Can you guys shed some light on this? Is there a reasonable solution I can pass to our programmer?
 

DaveSimmons

Elite Member
Aug 12, 2001
40,730
670
126
In valid XML some characters within tags are supposed to be escaped, < > & are the main ones.

There is also the question of the character encoding, usually either ASCII / ISO (8-bit) or UTF-8 (multibyte)

The questions are
- is the raw XML that they return valid or not?
- if it's not valid, can you show them a specific example and get them to fix it?
- (if they won't fix it, can you work around the bugs?)
- if it is valid, can you fix your own code to deal with it?

If this was my project the first step would be to save out one of their "bad" responses to a log file, as the raw response before any parsing by your code.

Open this in other tools, like IE's XML viewer or anything else that can show XML errors. Does it pass that check?
 

etherealfocus

Senior member
Jun 2, 2009
488
13
81
Thanks Dave. To answer your questions:

-I don't know the encoding but I'll send a note to the vendor and ask.
-The vendor acknowledges that their XML is invalid. They might be willing to fix the invalid hex characters but they won't fix the invalid XML. Their take is that tons of other companies are using it and we're the only ones complaining. They think it should be easy to just work around it. I assume it's possible to work around it since apparently everyone else is, but I don't think our programmer is horribly experienced at dealing with invalid XML and is having some trouble with it.

We've already sent in a couple examples of invalid stuff. I believe they fixed some of the bad hex characters but again they're not gonna deal with the XML. They've got around 30k products - I guess their rationale is that validating everything would be too much work? I dunno.

Also, not sure what this means, but the vendor recommended that we use html encoding instead of url encoding. Or was it the programmer asking about that? Can't remember, but maybe that'll help?

Thanks again!
 

DannyBoy

Diamond Member
Nov 27, 2002
8,820
2
81
www.danj.me
Thanks Dave. To answer your questions:

-I don't know the encoding but I'll send a note to the vendor and ask.
-The vendor acknowledges that their XML is invalid. They might be willing to fix the invalid hex characters but they won't fix the invalid XML. Their take is that tons of other companies are using it and we're the only ones complaining. They think it should be easy to just work around it. I assume it's possible to work around it since apparently everyone else is, but I don't think our programmer is horribly experienced at dealing with invalid XML and is having some trouble with it.

We've already sent in a couple examples of invalid stuff. I believe they fixed some of the bad hex characters but again they're not gonna deal with the XML. They've got around 30k products - I guess their rationale is that validating everything would be too much work? I dunno.
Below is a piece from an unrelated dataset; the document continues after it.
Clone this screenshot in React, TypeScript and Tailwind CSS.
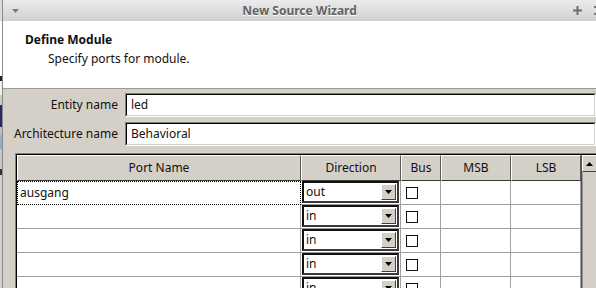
import React from "react";

function ComboBox({ value }: { value: string }) {
  return (
    <div className="ml-[1px] h-[22px] w-[97px] border-2 border-t-[#111] border-l-[#111] border-r-[#3a3a3a] border-b-[#3a3a3a] bg-white flex items-stretch">
      <div className="flex-1 pl-[2px] flex items-center text-[12px] leading-none text-[#111]">{value}</div>
      <div className="w-[15px] my-[1px] mr-[1px] bg-[#d4d0c8] border border-t-white border-l-white border-r-[#404040] border-b-[#404040] flex items-center justify-center">
        <svg width="7" height="4" viewBox="0 0 7 4">
          <polygon points="0,0 7,0 3.5,4" fill="#000" />
        </svg>
      </div>
    </div>
  );
}

function TextInput({ value }: { value: string }) {
  return (
    <div className="flex-1 h-[24px] border border-t-[#808080] border-l-[#808080] border-r-white border-b-white">
      <div className="h-full border border-t-black border-l-black border-r-[#d4d0c8] border-b-[#d4d0c8] bg-white flex items-center pl-[4px] text-[12px] text-[#111]">
        {value}
      </div>
    </div>
  );
}

export default function App() {
  const rows = [
    { name: "ausgang", dir: "out", focus: true },
    { name: "", dir: "in", focus: false },
    { name: "", dir: "in", focus: false },
    { name: "", dir: "in", focus: false },
    { name: "", dir: "in", focus: false },
  ];
  const headers = ["Port Name", "Direction", "Bus", "MSB", "LSB"];
  return (
    <div className="w-[596px] h-[288px] overflow-hidden flex bg-[#d4d0c8] font-['Noto_Sans',sans-serif] text-[#111]">
      {/* background window sliver */}
      <div className="w-[2px] shrink-0 flex flex-col">
        <div className="h-[21px] shrink-0 bg-[#dadada]" />
        <div className="h-[55px] shrink-0 bg-white" />
        <div className="h-[5px] shrink-0 bg-[#222]" />
        <div className="h-[14px] shrink-0 bg-[#f0f0f0]" />
        <div className="h-[10px] shrink-0 bg-[#c9c9c9]" />
        <div className="h-[22px] shrink-0 bg-[#2c2a5a]" />
        <div className="h-[8px] shrink-0 bg-[#bdbdbd]" />
        <div className="h-[14px] shrink-0 bg-[#8fb0c8]" />
        <div className="h-[20px] shrink-0 bg-[#c6c6c6]" />
        <div className="h-[6px] shrink-0 bg-[#333]" />
        <div className="flex-1 bg-[#cfcfcf]" />
      </div>
      <div className="w-px shrink-0 bg-[#8a8a8a]" />
      <div className="flex-1 min-w-0 flex flex-col">
        {/* title bar */}
        <div className="h-[21px] shrink-0 bg-linear-to-b from-[#ebebeb] to-[#d1d1d1] grid grid-cols-[1fr_auto_1fr] items-center">
          <div className="pl-[9px] flex items-center">
            <svg width="7" height="4" viewBox="0 0 7 4">
              <polygon points="0,0 7,0 3.5,4" fill="#7a7a7a" />
            </svg>
          </div>
          <div className="text-[12px] font-bold text-[#636363] [text-shadow:0_1px_0_#ffffff] leading-none">
            New Source Wizard
          </div>
          <div className="flex items-center justify-end gap-[12px]">
            <svg width="9" height="9" viewBox="0 0 9 9">
              <rect x="0" y="3.5" width="9" height="2" fill="#6e6e6e" />
              <rect x="3.5" y="0" width="2" height="9" fill="#6e6e6e" />
            </svg>
            <svg width="2" height="9" viewBox="0 0 2 9">
              <rect x="0" y="0" width="2" height="2" fill="#777" />
              <rect x="0" y="7" width="2" height="2" fill="#777" />
            </svg>
          </div>
        </div>
        {/* header */}
        <div className="h-[68px] shrink-0 bg-white border-b border-[#9a9a9a] pl-[22px] pt-[11px]">
          <div className="text-[12px] font-bold leading-[16px]">Define Module</div>
          <div className="text-[12px] leading-[16px] mt-[3px] pl-[23px]">Specify ports for module.</div>
        </div>
        {/* body */}
        <div className="flex-1 min-h-0 flex flex-col pt-[4px]">
          <div className="flex items-center shrink-0">
            <div className="w-[115px] text-right text-[12px] whitespace-nowrap">Entity name</div>
            <div className="w-[7px]" />
            <TextInput value="led" />
          </div>
          <div className="flex items-center mt-[5px] shrink-0">
            <div className="w-[115px] text-right text-[12px] whitespace-nowrap">Architecture name</div>
            <div className="w-[7px]" />
            <TextInput value="Behavioral" />
          </div>
          {/* table */}
          <div className="ml-[12px] mt-[7px] shrink-0 border-t border-l border-[#808080]">
            <div className="border-t border-l border-black flex">
              <div className="flex flex-col">
                <div className="grid grid-cols-[284px_100px_40px_70px_70px] h-[26px] shrink-0">
                  {headers.map((h) => (
                    <div
                      key={h}
                      className="border border-t-white border-l-white border-r-[#5a5a5a] border-b-[#3a3a3a] flex items-center justify-center text-[12px]"
                    >
                      {h}
                    </div>
                  ))}
                </div>
                {rows.map((r, i) => (
                  <div key={i} className="grid grid-cols-[284px_100px_40px_70px_70px] h-[24px] shrink-0 bg-white">
                    {r.focus ? (
                      <div className="border border-dotted border-black flex items-center pl-[2px] text-[12px]">{r.name}</div>
                    ) : (
                      <div className="border-r border-b border-[#a0a0a0]" />
                    )}
                    <div className="border-r border-b border-[#a0a0a0]">
                      <ComboBox value={r.dir} />
                    </div>
                    <div className="border-r border-b border-[#a0a0a0] flex items-center pl-[5px]">
                      <div className="w-[12px] h-[12px] border border-[#111] bg-white" />
                    </div>
                    <div className="border-r border-b border-[#a0a0a0]" />
                    <div className="border-r border-b border-[#a0a0a0]" />
                  </div>
                ))}
              </div>
              {/* scrollbar */}
              <div className="w-[16px] shrink-0 flex flex-col border-l border-[#505050]">
                <div className="h-[17px] shrink-0 bg-[#d4d0c8] border border-t-white border-l-white border-r-[#404040] border-b-[#404040] flex items-center justify-center">
                  <svg width="7" height="4" viewBox="0 0 7 4">
                    <polygon points="0,4 7,4 3.5,0" fill="#000" />
                  </svg>
                </div>
                <div className="flex-1 bg-[#d4d0c8] border-l border-[#9a9a9a]" />
              </div>
            </div>
          </div>
        </div>
      </div>
    </div>
  );
}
Also, not sure what this means, but the vendor recommended that we use html encoding instead of url encoding. Or was it the programmer asking about that? Can't remember, but maybe that'll help?

Thanks again!

Can you post or DM some examples of this invalid XML data?

If you want pass it through an xmllint tool and post the error messages / references you get instead of posting the whole file.
 

etherealfocus

Senior member
Jun 2, 2009
488
13
81
No prob. I just asked our programmer to send us the unfinished app for testing purposes. Unfortunately he's in NY and got nailed by the hurricane, but he's gonna try and get it taken care of today.
 

DaveSimmons

Elite Member
Aug 12, 2001
40,730
670
126
We've already sent in a couple examples of invalid stuff. I believe they fixed some of the bad hex characters but again they're not gonna deal with the XML. They've got around 30k products - I guess their rationale is that validating everything would be too much work? I dunno.

Making changes could possibly break the fix-ups that other partners have in their code, so I understand that.

Also, not sure what this means, but the vendor recommended that we use html encoding instead of url encoding. Or was it the programmer asking about that? Can't remember, but maybe that'll help?

HTML escape = &#xxx; (xxx = usually a decimal character code, can be >255 for multibyte characters) Urlencode = %ff (hex code, usually 2 digit, such as %2B = { )

Urlencode normally uses a + for spaces but %20 is also valid.

If your developer is using an XML library and/or SOAP library to work with the API, they might need to write extra post-processing and pre-processing code to fix up what is send and received.

If they don't know how to do that and the API is small, it might be easier to bypass the SOAP or XML libraries and write custom code to create requests and parse responses.

You can create XML or SOAP messages without using a canned library, using standard code to build text strings.